Omizu

サウス・キャロライナ/愛と追憶の彼方のOmizuのレビュー・感想・評価

3.7
【第64回アカデミー賞 作品賞他全7部門ノミネート】
バーブラ・ストライサンドの監督第二作。原作はパット・コンロイの『潮流の王者』で、アカデミー賞ではニック・ノルティらがノミネートを受けたがバーブラは監督賞はおろか主演女優賞にもノミネートされなかった。

作品賞候補の紹介の際、前々年の主演女優賞受賞者『ドライビングMissデイジー』のジェシカ・タンディが「なぜバーブラが監督賞にノミネートされなかったのか理解できない」と言った。

確かに前半は少し強引な展開が目立つ不倫ものかな、と思っていたんだけど後半けっこうびっくりした。強引なところが見られなくもないけど十分監督賞に値する作品だと思う。

恋愛もの、となっているが本筋は『普通の人々』、いや『ヘレディタリー』と共通すると言ってもいい暗黒ホームドラマ。

主人公トムが捻くれているのも、双子の姉が自殺を図ったのも、そして兄が死んだのもあんな衝撃的な事実があればなるほどとなった。単に不倫ものではなく、実は傷ついている内なる痛みを共有する者同士が惹かれ合ったのだと納得がいく。

欠点はかなりある。トムがスーザンを好きになる過程、そしてスーザンの息子ベルナード(バーブラの実の息子)がトムに懐く過程がすっ飛ばされていて感情移入できない。またスーザンの夫が最初から最後までクソ野郎なだけでキャラクターとして薄っぺらい。そして最大の欠点は主人公たるトムが無意識に女性差別していること。フェミニストのバーブラがなぜこんなキャラクターを描いたのか理解不能。特に最後いいセリフ風に言う「俺は周りの女たちを幸せにしてやれる」というのが「はぁ?」となった。「周りの人」でよくない?なんで最後の最後まで女性に上からなんだ。

しかし力業でこの物語をさばいたのは評価できる。かなり強引だし無理のある話なんだけど、バーブラのストーリーテリングと叙情的な演出によって十分引き寄せられる作品になっている。

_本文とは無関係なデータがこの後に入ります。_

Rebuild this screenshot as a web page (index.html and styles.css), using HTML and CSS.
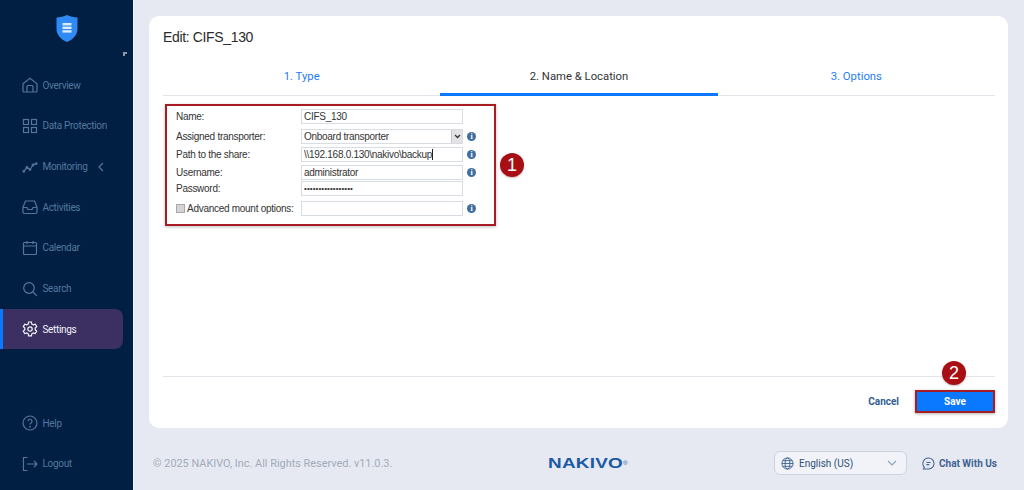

ただ不倫して両方とも分かれてくっつくのではなく、それぞれの場所に戻り、しっかり立ち直るというのがよかった。ベルナードとトムの関係も最初は唐突なものの、実に爽やかでいい。

アカデミー賞っぽい風格もある堂々たる作品。あまり知られていないのがもったいない。欠点もかなり目につくけどトータルではなかなかいい作品だと思う。